Partage illégal des données : la Norvège inflige une amende record à l'appli de rencontres gay Grindr

Publié le

« Notre conclusion est que Grindr a fourni, sans fondement légal, des données personnelles sur ses utilisateurs à des tiers pour du marketing ciblé », a déclaré le chef de l'autorité norvégienne de protection des données.

Grindr/Shutterstock

La Norvège a annoncé mercredi 15 décembre avoir infligé une amende de 65 millions de couronnes (6,3 millions d’euros), la plus grosse jamais donnée dans le pays pour ce genre d’affaires, à l’application de rencontres Grindr pour partage illégal des données.

« Notre conclusion est que Grindr a fourni, sans fondement légal, des données personnelles sur ses utilisateurs à des tiers pour du marketing ciblé », a déclaré le chef de l’autorité norvégienne de protection des données (Datatilsynet), Bjørn Erik Thon, dans un communiqué.

Grindr, qui se présente comme « le plus grand réseau mondial de rencontres pour les personnes gays, bi, trans et queer », est accusée d’avoir partagé avec des annonceurs les coordonnées GPS, des éléments du profil de ses utilisateurs (âge, sexe, etc.) et le fait même qu’ils utilisent l’appli, donnant ainsi des indications sur leurs préférences sexuelles.

L’absence d’informations claires données aux utilisateurs sur cette pratique et d’approbation explicite sur ce point de leur part viole, selon Datatilsynet, le règlement général sur la protection des données (RGPD) mis en place dans l’Union européenne en mai 2018.

« Nous considérons que les informations indiquant qu’une personne est un utilisateur de Grindr constituent une catégorie particulière de données personnelles car elles laissent fortement entendre une appartenance à une minorité sexuelle », écrit l’autorité.

Saisi par un organisme norvégien représentant les consommateurs en coopération avec Noyb, une ONG basée à Vienne, Datatilsynet avait prévenu en janvier que Grindr s’exposait à une amende de 100 millions de couronnes mais avait donné à l’entreprise jusqu’au 15 février pour expliquer sa position.

Grindr avait alors fait valoir que les faits incriminés étaient antérieurs à avril 2020, date à laquelle l’application a changé ses conditions d’utilisation.

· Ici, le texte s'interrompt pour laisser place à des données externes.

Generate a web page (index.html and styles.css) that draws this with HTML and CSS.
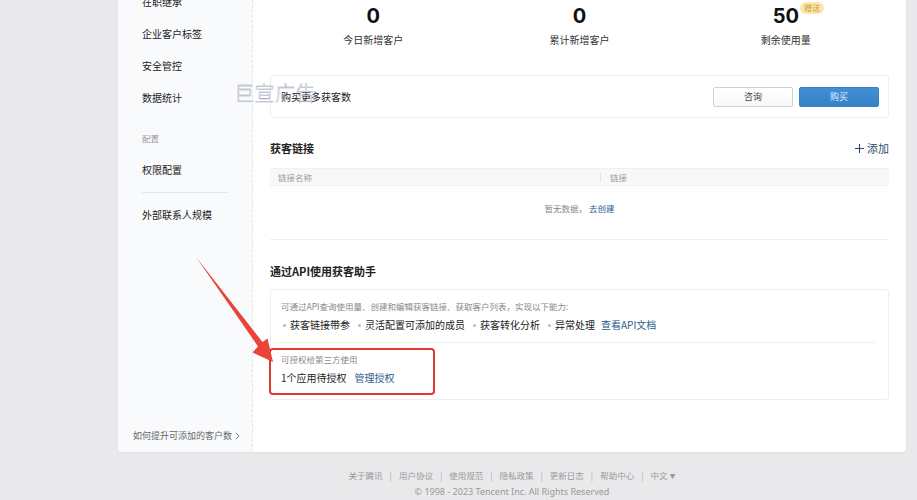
FILE: index.html
```html
<!DOCTYPE html>
<html lang="zh-CN">
<head>
<meta charset="utf-8">
<title>获客助手</title>
<link rel="stylesheet" href="styles.css">
</head>
<body>
<div class="page">
  <div class="card">
    <aside class="side">
      <div class="nav-item">在职继承</div>
      <div class="nav-item">企业客户标签</div>
      <div class="nav-item">安全管控</div>
      <div class="nav-item">数据统计</div>
      <div class="nav-group">配置</div>
      <div class="nav-item">权限配置</div>
      <div class="nav-divider"></div>
      <div class="nav-item">外部联系人规模</div>
      <div class="side-foot"><span>如何提升可添加的客户数</span><svg class="chev" width="5" height="8" viewBox="0 0 5 8"><path d="M0.8 0.8 L4 4 L0.8 7.2" fill="none" stroke="#777" stroke-width="1"/></svg></div>
    </aside>
    <main class="main">
      <div class="stats">
        <div class="stat"><div class="num">0</div><div class="stat-label">今日新增客户</div></div>
        <div class="stat"><div class="num">0</div><div class="stat-label">累计新增客户</div></div>
        <div class="stat"><div class="num">50<span class="badge">赠送</span></div><div class="stat-label">剩余使用量</div></div>
      </div>
      <div class="buy-box">
        <span class="buy-text">购买更多获客数</span>
        <div class="buy-actions">
          <button class="btn btn-default">咨询</button>
          <button class="btn btn-primary">购买</button>
        </div>
      </div>
      <div class="sec-head">
        <h3 class="sec-title">获客链接</h3>
        <a class="add"><svg width="9" height="9" viewBox="0 0 9 9"><path d="M4.5 0 V9 M0 4.5 H9" stroke="#2d4a6b" stroke-width="1.1"/></svg>添加</a>
      </div>
      <div class="table">
        <div class="thead">
          <div class="th th-name">链接名称</div>
          <div class="th th-link">链接</div>
        </div>
        <div class="empty">暂无数据，<a class="link">去创建</a></div>
      </div>
      <h3 class="sec-title api-title">通过API使用获客助手</h3>
      <div class="api-box">
        <p class="api-desc">可通过API查询使用量、创建和编辑获客链接、获取客户列表，实现以下能力:</p>
        <div class="api-feats">
          <span class="feat">获客链接带参</span>
          <span class="feat">灵活配置可添加的成员</span>
          <span class="feat">获客转化分析</span>
          <span class="feat">异常处理</span>
          <a class="link">查看API文档</a>
        </div>
        <div class="api-divider"></div>
        <p class="auth-label">可授权给第三方使用</p>
        <div class="auth-row">1个应用待授权<a class="link">管理授权</a></div>
        <div class="highlight"></div>
      </div>
    </main>
    <div class="watermark">巨宣广告</div>
  </div>
  <footer class="footer">
    <div class="foot-links">
      <a>关于腾讯</a><span class="sep">|</span><a>用户协议</a><span class="sep">|</span><a>使用规范</a><span class="sep">|</span><a>隐私政策</a><span class="sep">|</span><a>更新日志</a><span class="sep">|</span><a>帮助中心</a><span class="sep">|</span><a>中文 <span class="caret">▼</span></a>
    </div>
    <div class="copy">© 1998 - 2023 Tencent Inc. All Rights Reserved</div>
  </footer>
  <svg class="arrow" width="917" height="500" viewBox="0 0 917 500">
    <polygon points="196,257 262.5,342 267.5,338.5 273,362 252.5,352.5 258,346.5" fill="#e8443a"/>
  </svg>
</div>
</body>
</html>
```

FILE: styles.css
```css
* { box-sizing: border-box; }
html, body { margin: 0; padding: 0; }
body {
  background: #e9e9eb;
  font-family: "Noto Sans CJK SC", "Noto Sans", sans-serif;
  color: #333;
  height: 500px;
  overflow: hidden;
}
.page {
  position: relative;
  display: flow-root;
  padding: 0 11px 0 118px;
}
.card {
  position: relative;
  margin-top: -40px;
  background: #fff;
  border-radius: 0 0 4px 4px;
  display: flex;
  height: 492px;
  box-shadow: 0 1px 2px rgba(0,0,0,0.04);
}
.side {
  width: 135px;
  flex: none;
  background: #f9fafc;
  border-right: 1px dashed #e4e6ea;
  border-radius: 0 0 0 4px;
  padding: 26px 24px 8px 24px;
  display: flex;
  flex-direction: column;
}
.nav-item {
  font-size: 10px;
  line-height: 32px;
  height: 32px;
  color: #222;
  white-space: nowrap;
}
.nav-group {
  margin-top: 16px;
  font-size: 8.5px;
  line-height: 16px;
  color: #999;
  margin-bottom: 8px;
}
.nav-divider {
  height: 1px;
  background: #e5e6ea;
  margin: 6px 0 6px 0;
}
.side-foot {
  margin-top: auto;
  margin-left: -9px;
  margin-right: -20px;
  font-size: 9px;
  line-height: 16px;
  color: #666;
  white-space: nowrap;
  display: flex;
  align-items: center;
  gap: 3px;
}
.chev { flex: none; }
.main {
  flex: 1;
  padding: 44px 17px 51px 17px;
  min-width: 0;
}
.stats {
  display: grid;
  grid-template-columns: 1fr 1fr 1fr;
}
.stat { text-align: center; }
.num {
  position: relative;
  display: inline-block;
  font-family: Inter, "Liberation Sans", sans-serif;
  font-weight: 700;
  font-size: 20px;
  line-height: 24px;
  color: #111;
}
.badge {
  position: absolute;
  left: 100%;
  top: -2px;
  margin-left: 1px;
  background: #fde7ad;
  color: #c9a24a;
  font-family: "Noto Sans CJK SC", sans-serif;
  font-weight: 400;
  font-size: 8px;
  line-height: 12px;
  padding: 0 4px;
  border-radius: 6px;
  white-space: nowrap;
}
.stat-label {
  margin-top: 4px;
  font-size: 10px;
  line-height: 16px;
  color: #333;
}
.buy-box {
  margin-top: 27px;
  height: 43px;
  border: 1px solid #eceef0;
  border-radius: 3px;
  display: flex;
  align-items: center;
  justify-content: space-between;
  padding: 0 9px 0 10px;
}
.buy-text { font-size: 10px; color: #222; }
.buy-actions { display: flex; gap: 6px; }
.btn {
  width: 80px;
  height: 20px;
  font-family: "Noto Sans CJK SC", sans-serif;
  font-size: 9px;
  border-radius: 2px;
  padding: 0;
  line-height: 18px;
}
.btn-default {
  background: linear-gradient(#fff, #f7f7f7);
  border: 1px solid #cfd1d4;
  color: #444;
}
.btn-primary {
  background: linear-gradient(#4190d6, #3680c8);
  border: 1px solid #3a7fc2;
  color: #e6f0fa;
}
.sec-head {
  margin-top: 20px;
  display: flex;
  justify-content: space-between;
  align-items: center;
  height: 20px;
}
.sec-title {
  margin: 0;
  font-size: 11px;
  font-weight: 700;
  line-height: 20px;
  color: #222;
}
.add {
  display: flex;
  align-items: center;
  gap: 3px;
  font-size: 11px;
  color: #2d4a6b;
}
.table { margin-top: 10px; }
.thead {
  display: flex;
  height: 18px;
  align-items: center;
  background: #f7f8fa;
  border-top: 1px solid #eef0f3;
  border-bottom: 1px solid #eef0f3;
}
.th {
  font-size: 8.5px;
  color: #999;
  line-height: 16px;
}
.th-name { width: 331px; padding-left: 8px; border-right: 1px solid #e2e4e8; line-height: 10px; }
.th-link { padding-left: 9px; }
.empty {
  height: 54px;
  padding-top: 14px;
  text-align: center;
  font-size: 8.5px;
  line-height: 16px;
  color: #888;
  border-bottom: 1px solid #eef0f2;
}
.link { color: #2b5a8c; }
.empty .link { margin-left: 2px; }
.api-title { margin-top: 21px; }
.api-box {
  position: relative;
  margin-top: 8px;
  border: 1px solid #eceef0;
  border-radius: 3px;
  padding: 8px 13px 12px 10px;
}
.api-desc {
  margin: 0;
  font-size: 8.5px;
  line-height: 16px;
  color: #888;
}
.api-feats {
  margin-top: 2px;
  display: flex;
  align-items: center;
  font-size: 10px;
  line-height: 18px;
  color: #222;
}
.feat {
  display: flex;
  align-items: center;
  margin-right: 6px;
}
.feat::before {
  content: "";
  width: 3px;
  height: 3px;
  border-radius: 50%;
  background: #bbb;
  margin: 0 4px 0 2px;
}
.api-divider {
  height: 1px;
  background: #eceef0;
  margin-top: 8px;
}
.auth-label {
  margin: 9px 0 0 0;
  font-size: 8.5px;
  line-height: 14px;
  color: #888;
}
.auth-row {
  margin-top: 3px;
  font-size: 10px;
  line-height: 18px;
  color: #222;
}
.auth-row .link { margin-left: 8px; }
.highlight {
  position: absolute;
  left: -2px;
  top: 58px;
  width: 166px;
  height: 47px;
  border: 2px solid #e2382e;
  border-radius: 4px;
}
.watermark {
  position: absolute;
  left: 116px;
  top: 121px;
  font-size: 20px;
  line-height: 24px;
  font-weight: 300;
  color: rgba(250,251,253,0.6);
  -webkit-text-stroke: 0.4px #9aa5ba;
  letter-spacing: 0.5px;
  white-space: nowrap;
}
.footer {
  text-align: center;
  padding-top: 15px;
  color: #999;
  font-size: 8.5px;
  line-height: 16px;
}
.foot-links a { color: #999; }
.sep { margin: 0 7px; color: #aaa; }
.caret { font-size: 6px; vertical-align: 1px; }
.copy {
  font-family: "Noto Sans", "Liberation Sans", sans-serif;
  font-size: 9px;
  color: #999;
}
.arrow {
  position: absolute;
  left: 0;
  top: 0;
  pointer-events: none;
}
```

« Nous sommes en total désaccord avec le raisonnement de Datatilsynet qui concerne des pratiques anciennes remontant à plusieurs années, pas sur nos pratiques actuelles », a répété un de ses responsables, Shane Wiley, mercredi dans un courriel à l’AFP.

« Même si Datatilsynet a abaissé l’amende par rapport à sa lettre précédente, Datatilsynet s’appuie sur des conclusions erronées et s’aventure en terrain juridique inconnu, et l’amende proposée est donc toujours totalement disproportionnée », a-t-il ajouté.

Grindr, qui dispose de trois semaines pour faire appel, dit étudier la décision de l’autorité norvégienne avant de se décider.

De leur côté, les plaignants se sont félicités de l’amende.

« La collecte et la vente des données personnelles est totalement hors de contrôle », a fait valoir Finn Myrstad, responsable du Conseil des consommateurs de Norvège. « Cela envoie un signal puissant à tous les entreprises faisant de la surveillance commerciale ».

Le fait d’être LGBT+ « n’est pas une marchandise qu’on négocie », a souligné un juriste de Noyb, Ala Krinickyte.